Fraser Walker

Personal information
- Born: 1991 (age 34–35)

Medal record
Men's swimming
Representing Scotland
Commonwealth Games
| Bronze medal – third place | 1994 Victoria | 200 m individual medley |
Representing Great Britain
World Championships (SC)
| Silver medal – second place | 1993 Palma | 200 m individual medley |
Summer Universiade
| Gold medal – first place | 1993 Buffalo | 200 m individual medley |

= Fraser Walker =

Scottish swimmer

Fraser Walker (born 1973) is a retired male Scottish swimmer specialising in the individual medley events.

==Swimming career==
Walker is best known for winning the silver medal in the Men's 200 m Individual Medley at the inaugural 1993 FINA Short Course World Championships in Palma de Mallorca, Spain, behind Germany's Christian Keller. He won a gold medal at the 1993 World Student Games in Buffalo, New York, USA and represented Scotland at the 1994 Commonwealth Games where he won the bronze medal in the 200 Metres Individual Medley.

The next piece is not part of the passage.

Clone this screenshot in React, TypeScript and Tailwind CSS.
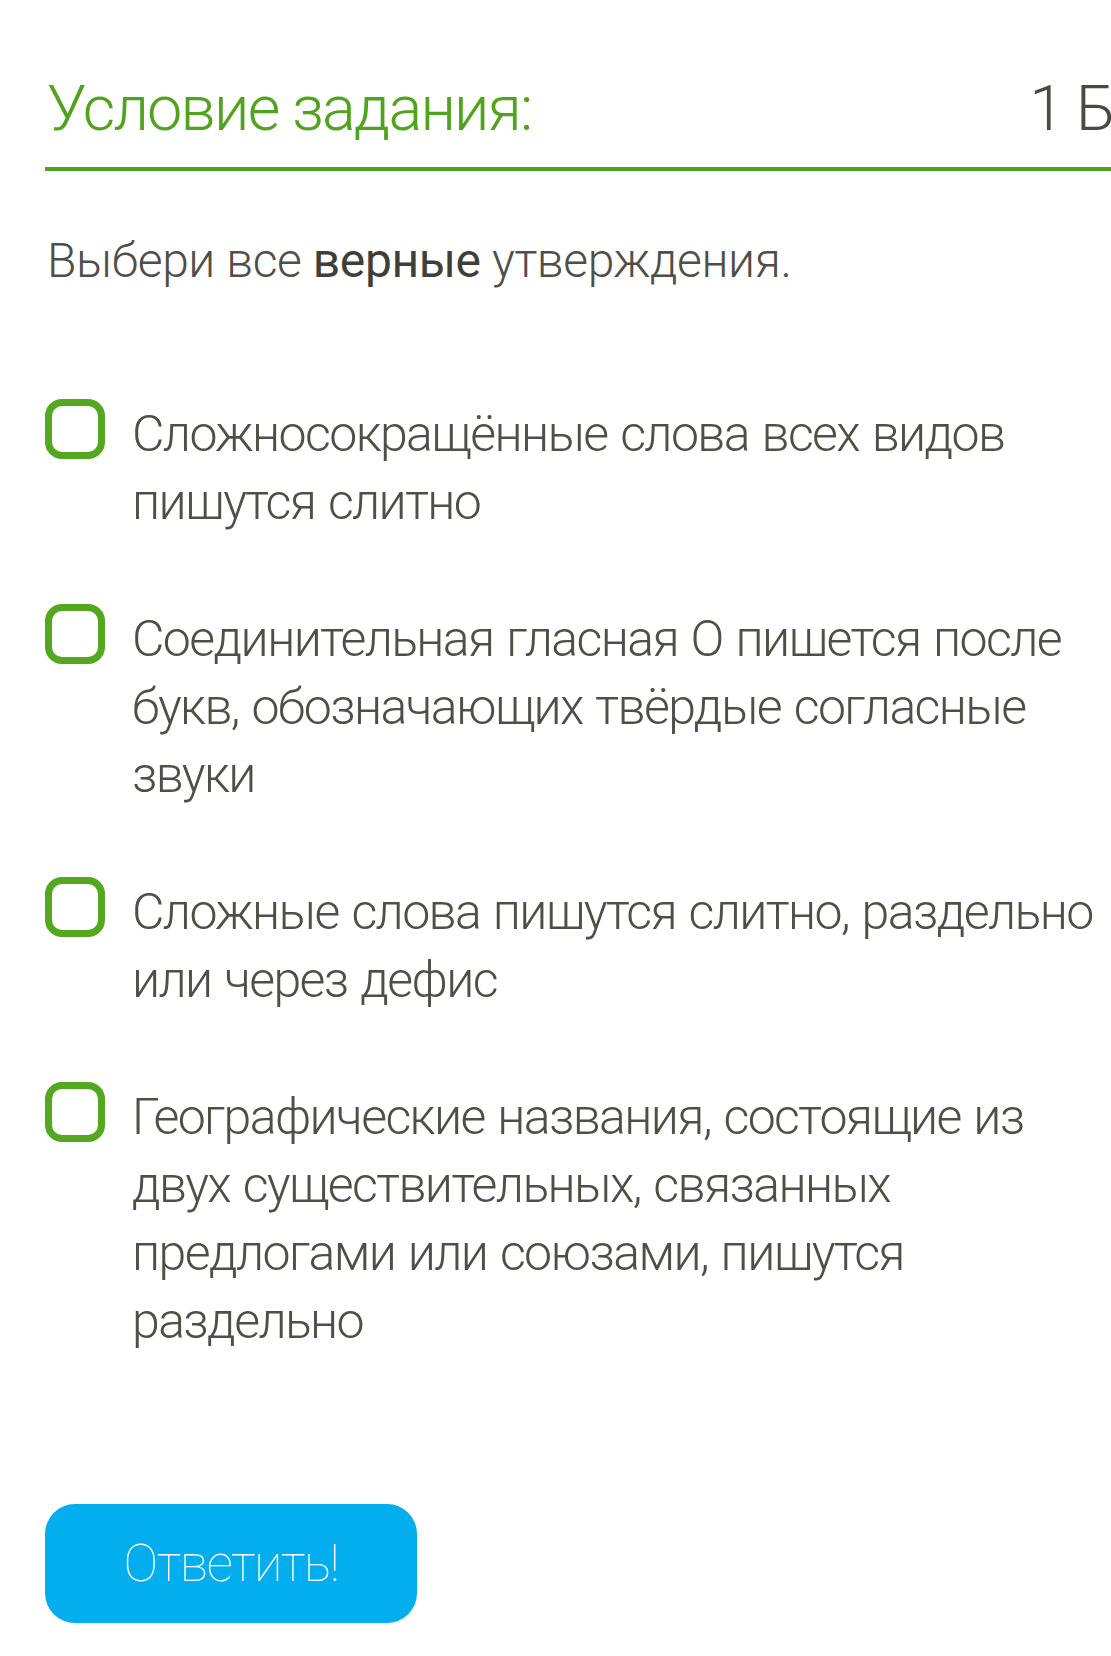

In 1993, he became the first ever British swimmer to break the two-minute barrier for the 200 m individual medley with a time of 1 minute 58.35 at the World Championships in Palma De Mallorca. This stood as the British record for four and a half years and the Scottish record for 14 years. He swam for Warrender Baths Club in Edinburgh.

At the ASA National British Championships, he won the 200 metres medley title in 1993 and 1995.